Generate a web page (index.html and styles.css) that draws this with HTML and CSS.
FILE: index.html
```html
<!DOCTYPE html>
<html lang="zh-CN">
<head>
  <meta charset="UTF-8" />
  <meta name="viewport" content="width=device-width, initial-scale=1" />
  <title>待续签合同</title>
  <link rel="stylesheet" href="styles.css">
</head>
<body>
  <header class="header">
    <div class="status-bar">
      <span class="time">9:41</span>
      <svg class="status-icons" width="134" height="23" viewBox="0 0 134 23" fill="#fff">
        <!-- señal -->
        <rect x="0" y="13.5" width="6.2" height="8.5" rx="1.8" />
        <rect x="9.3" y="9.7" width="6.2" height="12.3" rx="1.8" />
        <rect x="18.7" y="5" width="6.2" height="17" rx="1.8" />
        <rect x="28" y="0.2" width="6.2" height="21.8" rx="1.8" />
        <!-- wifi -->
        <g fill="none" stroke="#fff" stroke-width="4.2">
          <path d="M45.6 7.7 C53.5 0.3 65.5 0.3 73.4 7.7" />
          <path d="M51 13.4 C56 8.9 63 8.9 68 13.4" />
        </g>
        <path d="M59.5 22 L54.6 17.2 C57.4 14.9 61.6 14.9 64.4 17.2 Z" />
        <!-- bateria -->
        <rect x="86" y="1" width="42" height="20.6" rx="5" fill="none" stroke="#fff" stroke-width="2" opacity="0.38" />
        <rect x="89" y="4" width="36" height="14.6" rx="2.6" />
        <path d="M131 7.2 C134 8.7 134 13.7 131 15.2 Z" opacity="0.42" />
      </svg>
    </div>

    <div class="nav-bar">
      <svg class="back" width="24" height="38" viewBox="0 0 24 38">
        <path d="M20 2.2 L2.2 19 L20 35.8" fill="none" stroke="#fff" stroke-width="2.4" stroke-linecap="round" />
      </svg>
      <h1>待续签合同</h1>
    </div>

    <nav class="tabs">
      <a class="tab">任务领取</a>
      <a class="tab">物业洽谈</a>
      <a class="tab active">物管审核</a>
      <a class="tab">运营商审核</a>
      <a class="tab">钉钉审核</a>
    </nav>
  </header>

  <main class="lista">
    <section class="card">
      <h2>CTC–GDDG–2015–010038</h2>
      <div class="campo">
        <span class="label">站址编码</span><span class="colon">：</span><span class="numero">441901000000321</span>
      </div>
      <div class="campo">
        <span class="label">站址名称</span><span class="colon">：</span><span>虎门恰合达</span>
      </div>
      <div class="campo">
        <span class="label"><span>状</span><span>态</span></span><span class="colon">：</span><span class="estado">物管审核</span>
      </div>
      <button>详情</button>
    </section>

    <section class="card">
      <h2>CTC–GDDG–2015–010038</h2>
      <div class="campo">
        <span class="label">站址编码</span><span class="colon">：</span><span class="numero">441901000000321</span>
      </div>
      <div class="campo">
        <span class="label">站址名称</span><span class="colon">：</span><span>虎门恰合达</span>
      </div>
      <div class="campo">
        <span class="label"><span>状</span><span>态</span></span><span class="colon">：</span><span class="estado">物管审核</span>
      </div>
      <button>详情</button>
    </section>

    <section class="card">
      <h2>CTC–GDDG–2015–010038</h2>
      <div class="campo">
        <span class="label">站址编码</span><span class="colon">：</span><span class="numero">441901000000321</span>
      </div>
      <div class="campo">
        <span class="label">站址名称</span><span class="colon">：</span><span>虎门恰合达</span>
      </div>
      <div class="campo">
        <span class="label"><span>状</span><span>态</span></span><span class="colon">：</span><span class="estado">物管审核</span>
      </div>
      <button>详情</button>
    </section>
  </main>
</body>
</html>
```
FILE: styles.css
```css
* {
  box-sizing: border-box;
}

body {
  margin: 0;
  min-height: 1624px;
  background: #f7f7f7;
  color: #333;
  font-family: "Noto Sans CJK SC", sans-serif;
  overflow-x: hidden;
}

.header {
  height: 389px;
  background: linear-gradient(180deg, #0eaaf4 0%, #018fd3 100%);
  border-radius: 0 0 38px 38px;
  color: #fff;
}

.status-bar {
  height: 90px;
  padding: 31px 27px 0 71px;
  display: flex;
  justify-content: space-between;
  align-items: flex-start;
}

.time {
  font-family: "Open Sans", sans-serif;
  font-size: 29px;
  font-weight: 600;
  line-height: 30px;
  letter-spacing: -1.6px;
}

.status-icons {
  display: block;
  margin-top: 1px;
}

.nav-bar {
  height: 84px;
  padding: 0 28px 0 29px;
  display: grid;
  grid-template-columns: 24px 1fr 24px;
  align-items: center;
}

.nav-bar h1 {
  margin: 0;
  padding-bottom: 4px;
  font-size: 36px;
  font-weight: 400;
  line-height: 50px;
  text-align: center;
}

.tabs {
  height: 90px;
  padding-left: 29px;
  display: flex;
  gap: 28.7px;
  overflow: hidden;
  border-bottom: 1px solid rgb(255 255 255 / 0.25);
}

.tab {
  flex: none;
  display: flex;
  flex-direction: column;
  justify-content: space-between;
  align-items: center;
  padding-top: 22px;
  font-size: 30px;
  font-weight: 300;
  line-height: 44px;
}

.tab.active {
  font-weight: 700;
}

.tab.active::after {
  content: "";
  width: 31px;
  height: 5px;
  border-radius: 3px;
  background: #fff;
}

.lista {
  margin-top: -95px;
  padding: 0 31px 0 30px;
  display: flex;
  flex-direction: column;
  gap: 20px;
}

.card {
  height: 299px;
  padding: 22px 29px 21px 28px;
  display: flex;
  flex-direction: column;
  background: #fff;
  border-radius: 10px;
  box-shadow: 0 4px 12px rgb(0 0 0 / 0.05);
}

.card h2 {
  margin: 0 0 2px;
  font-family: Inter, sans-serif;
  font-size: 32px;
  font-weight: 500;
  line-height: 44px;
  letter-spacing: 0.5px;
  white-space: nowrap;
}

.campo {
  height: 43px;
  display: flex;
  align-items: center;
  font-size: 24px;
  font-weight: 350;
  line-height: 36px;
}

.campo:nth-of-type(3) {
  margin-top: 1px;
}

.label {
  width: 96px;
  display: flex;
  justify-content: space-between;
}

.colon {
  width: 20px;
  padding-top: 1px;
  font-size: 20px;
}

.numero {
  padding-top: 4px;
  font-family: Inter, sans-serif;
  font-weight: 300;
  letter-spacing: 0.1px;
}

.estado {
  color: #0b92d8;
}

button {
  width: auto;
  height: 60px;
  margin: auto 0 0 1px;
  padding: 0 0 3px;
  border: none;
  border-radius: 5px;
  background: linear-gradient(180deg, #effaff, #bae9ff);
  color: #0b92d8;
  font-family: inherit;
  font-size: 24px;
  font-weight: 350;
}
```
==
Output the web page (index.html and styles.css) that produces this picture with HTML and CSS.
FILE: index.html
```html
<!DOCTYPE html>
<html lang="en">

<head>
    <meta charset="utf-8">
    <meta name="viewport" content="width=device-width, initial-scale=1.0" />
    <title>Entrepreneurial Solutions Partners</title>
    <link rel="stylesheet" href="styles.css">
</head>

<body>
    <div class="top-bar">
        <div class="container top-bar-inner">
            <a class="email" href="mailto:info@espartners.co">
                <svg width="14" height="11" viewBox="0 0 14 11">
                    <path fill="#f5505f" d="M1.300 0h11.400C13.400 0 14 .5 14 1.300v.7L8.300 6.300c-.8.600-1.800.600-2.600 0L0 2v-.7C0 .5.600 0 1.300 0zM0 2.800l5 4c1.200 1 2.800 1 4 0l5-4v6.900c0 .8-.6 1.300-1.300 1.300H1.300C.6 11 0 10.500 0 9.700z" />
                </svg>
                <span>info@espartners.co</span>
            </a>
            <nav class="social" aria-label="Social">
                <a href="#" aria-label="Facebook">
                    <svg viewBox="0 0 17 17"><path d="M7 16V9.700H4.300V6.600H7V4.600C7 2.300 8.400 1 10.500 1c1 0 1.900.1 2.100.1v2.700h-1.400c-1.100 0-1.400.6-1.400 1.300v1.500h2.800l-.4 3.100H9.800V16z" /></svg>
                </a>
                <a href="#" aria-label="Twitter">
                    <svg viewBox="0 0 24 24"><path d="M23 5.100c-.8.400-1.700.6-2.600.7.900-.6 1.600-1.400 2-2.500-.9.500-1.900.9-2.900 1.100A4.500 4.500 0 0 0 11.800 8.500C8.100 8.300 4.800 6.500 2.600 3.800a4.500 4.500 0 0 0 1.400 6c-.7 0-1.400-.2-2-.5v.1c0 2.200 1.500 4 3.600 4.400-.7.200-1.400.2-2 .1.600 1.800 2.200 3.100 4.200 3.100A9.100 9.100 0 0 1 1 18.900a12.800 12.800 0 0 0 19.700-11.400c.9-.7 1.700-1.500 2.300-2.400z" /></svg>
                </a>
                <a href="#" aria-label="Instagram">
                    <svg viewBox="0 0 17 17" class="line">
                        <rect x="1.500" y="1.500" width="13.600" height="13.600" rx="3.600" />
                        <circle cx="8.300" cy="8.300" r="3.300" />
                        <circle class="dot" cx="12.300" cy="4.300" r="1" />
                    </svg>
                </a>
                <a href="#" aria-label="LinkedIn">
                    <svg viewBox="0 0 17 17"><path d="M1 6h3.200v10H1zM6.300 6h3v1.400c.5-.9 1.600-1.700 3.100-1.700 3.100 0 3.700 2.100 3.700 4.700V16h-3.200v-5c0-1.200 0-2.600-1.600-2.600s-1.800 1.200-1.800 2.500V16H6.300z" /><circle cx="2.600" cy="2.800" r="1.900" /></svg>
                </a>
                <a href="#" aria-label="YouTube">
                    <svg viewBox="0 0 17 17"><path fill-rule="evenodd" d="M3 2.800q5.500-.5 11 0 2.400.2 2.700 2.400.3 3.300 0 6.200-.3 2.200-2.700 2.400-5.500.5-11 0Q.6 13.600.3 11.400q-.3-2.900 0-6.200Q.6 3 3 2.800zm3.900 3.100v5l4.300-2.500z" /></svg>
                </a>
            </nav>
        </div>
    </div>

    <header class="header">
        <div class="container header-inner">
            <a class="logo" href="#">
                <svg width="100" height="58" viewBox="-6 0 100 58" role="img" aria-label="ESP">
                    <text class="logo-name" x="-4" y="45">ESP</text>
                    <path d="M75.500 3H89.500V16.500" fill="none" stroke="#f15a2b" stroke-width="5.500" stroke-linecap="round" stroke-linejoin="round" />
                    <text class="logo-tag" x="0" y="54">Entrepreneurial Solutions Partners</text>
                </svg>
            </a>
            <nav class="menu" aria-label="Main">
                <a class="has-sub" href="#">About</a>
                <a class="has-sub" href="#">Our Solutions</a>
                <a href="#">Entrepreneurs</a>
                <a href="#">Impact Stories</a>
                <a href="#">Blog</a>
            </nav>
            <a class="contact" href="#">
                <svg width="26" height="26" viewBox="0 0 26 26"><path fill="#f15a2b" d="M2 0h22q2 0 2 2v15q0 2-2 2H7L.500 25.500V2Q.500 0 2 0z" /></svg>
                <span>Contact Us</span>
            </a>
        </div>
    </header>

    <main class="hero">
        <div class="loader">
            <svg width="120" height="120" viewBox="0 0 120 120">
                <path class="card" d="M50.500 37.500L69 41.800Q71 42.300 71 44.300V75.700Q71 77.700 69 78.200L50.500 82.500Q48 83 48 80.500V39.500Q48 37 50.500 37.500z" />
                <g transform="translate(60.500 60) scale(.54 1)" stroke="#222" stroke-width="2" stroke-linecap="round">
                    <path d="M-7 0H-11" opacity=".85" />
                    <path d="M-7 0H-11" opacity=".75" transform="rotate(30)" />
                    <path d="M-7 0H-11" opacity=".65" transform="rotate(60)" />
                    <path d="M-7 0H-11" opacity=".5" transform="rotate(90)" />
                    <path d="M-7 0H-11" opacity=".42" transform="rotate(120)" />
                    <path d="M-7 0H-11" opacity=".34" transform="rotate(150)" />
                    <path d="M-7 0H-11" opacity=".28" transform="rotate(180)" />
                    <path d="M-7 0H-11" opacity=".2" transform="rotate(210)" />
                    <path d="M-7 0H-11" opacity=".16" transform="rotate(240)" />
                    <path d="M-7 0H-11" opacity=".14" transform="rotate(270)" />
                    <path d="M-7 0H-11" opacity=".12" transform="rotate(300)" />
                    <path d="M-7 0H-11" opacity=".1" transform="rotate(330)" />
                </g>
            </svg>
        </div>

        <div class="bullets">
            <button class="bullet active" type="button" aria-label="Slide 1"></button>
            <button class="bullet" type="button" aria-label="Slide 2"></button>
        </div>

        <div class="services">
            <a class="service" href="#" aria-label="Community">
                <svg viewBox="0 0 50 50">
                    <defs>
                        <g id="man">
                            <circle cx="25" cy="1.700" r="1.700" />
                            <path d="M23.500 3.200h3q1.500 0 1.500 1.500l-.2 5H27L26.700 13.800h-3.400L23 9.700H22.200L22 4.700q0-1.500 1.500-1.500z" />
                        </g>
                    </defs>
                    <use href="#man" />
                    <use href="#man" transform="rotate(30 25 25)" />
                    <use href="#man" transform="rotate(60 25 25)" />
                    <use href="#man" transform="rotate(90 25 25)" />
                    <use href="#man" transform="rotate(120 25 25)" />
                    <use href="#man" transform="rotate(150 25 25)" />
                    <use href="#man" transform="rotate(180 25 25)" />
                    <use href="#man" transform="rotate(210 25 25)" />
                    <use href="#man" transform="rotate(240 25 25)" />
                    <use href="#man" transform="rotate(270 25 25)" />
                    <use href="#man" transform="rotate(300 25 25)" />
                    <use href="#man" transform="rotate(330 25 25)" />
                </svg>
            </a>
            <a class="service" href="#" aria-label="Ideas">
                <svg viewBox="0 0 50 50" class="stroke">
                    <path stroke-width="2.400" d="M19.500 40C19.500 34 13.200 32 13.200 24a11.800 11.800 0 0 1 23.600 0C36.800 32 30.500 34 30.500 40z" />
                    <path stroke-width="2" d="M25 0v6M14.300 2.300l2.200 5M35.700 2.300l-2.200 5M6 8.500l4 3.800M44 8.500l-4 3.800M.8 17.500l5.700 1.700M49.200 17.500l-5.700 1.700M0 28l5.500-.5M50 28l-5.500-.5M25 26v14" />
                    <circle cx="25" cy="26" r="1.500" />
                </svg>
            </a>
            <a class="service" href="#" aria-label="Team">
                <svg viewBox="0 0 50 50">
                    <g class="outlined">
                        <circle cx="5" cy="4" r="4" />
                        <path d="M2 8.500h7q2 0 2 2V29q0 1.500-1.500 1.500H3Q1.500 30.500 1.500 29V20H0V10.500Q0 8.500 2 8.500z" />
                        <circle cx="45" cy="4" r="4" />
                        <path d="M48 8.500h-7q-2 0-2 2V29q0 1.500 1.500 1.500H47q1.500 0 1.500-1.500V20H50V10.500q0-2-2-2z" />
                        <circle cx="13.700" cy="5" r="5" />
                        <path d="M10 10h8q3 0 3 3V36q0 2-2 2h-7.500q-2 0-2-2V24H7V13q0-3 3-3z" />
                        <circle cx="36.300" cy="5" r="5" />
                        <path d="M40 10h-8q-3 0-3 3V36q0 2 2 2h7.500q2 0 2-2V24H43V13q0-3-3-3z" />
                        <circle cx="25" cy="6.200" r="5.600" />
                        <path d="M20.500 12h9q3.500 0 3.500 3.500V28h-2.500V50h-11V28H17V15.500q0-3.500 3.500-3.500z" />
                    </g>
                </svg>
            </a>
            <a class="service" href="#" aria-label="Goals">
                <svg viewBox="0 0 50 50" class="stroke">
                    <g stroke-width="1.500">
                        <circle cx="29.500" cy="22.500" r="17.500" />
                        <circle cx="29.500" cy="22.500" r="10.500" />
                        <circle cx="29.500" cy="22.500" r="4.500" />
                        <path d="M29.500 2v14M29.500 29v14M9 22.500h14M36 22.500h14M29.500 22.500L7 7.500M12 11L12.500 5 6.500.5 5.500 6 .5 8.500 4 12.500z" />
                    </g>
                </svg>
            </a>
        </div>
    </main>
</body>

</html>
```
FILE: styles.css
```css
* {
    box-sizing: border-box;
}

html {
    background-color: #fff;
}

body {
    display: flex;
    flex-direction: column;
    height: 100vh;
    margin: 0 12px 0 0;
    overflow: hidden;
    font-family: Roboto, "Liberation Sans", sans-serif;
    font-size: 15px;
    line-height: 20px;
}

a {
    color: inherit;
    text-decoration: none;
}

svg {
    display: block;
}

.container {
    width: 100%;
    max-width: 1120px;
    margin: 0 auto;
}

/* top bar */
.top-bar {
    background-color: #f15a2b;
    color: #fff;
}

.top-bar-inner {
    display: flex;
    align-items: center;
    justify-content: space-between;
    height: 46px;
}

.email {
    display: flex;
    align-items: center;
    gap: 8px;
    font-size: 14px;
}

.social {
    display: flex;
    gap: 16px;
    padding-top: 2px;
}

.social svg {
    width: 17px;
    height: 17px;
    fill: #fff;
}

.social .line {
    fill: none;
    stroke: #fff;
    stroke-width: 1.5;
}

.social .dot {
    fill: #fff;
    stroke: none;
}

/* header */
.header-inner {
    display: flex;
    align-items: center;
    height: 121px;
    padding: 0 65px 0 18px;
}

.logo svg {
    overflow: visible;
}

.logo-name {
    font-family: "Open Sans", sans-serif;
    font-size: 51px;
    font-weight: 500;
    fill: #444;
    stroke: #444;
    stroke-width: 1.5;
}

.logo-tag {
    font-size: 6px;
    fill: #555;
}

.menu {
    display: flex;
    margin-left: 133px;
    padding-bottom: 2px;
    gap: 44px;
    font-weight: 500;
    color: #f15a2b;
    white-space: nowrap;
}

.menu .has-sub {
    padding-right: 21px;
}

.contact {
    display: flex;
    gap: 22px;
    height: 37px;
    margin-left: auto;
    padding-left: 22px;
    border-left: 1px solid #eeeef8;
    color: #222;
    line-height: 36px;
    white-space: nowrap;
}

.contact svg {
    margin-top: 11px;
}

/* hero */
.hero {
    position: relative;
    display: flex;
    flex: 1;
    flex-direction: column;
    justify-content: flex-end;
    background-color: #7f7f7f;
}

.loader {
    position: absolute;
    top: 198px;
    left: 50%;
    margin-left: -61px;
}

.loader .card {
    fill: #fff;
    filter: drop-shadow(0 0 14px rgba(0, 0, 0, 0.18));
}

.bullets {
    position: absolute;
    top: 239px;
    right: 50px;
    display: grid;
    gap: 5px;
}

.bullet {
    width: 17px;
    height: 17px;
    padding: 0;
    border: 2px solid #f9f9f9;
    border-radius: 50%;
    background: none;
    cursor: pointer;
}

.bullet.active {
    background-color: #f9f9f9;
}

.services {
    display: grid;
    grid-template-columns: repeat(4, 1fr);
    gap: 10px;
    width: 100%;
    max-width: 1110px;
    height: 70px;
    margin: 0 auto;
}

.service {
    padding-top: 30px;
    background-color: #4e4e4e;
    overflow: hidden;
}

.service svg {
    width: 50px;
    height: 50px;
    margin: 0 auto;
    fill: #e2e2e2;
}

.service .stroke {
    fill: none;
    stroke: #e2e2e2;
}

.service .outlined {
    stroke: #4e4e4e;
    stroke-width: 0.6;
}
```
---
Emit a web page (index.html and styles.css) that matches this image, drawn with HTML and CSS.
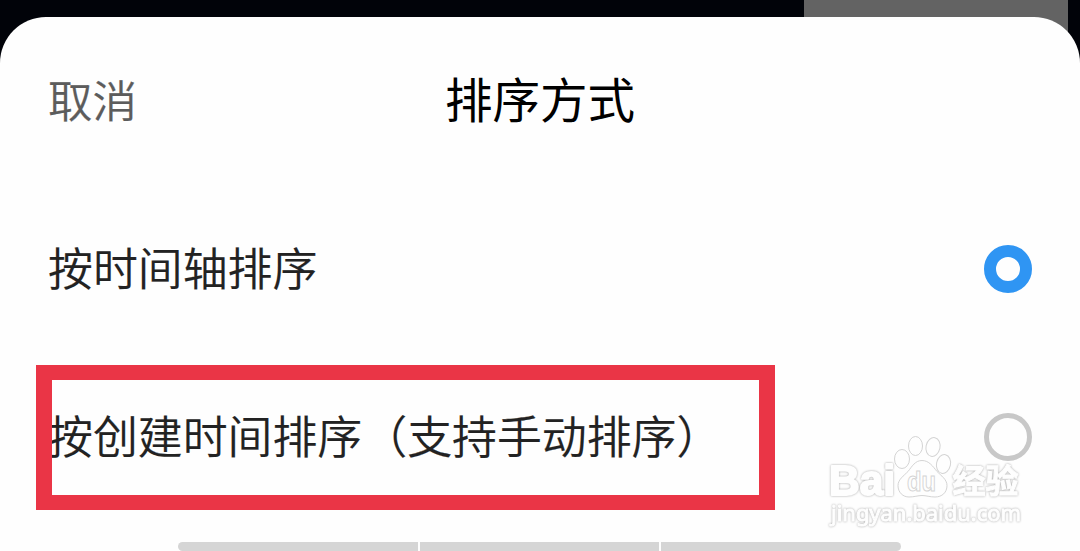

### SET EXERCISE
Where a line holds "with", copy it out.

### EXERCISE SOLUTION
Generate a web page (index.html and styles.css) that draws this with HTML and CSS.
Output the web page (index.html and styles.css) that produces this picture with HTML and CSS.
Emit a web page (index.html and styles.css) that matches this image, drawn with HTML and CSS.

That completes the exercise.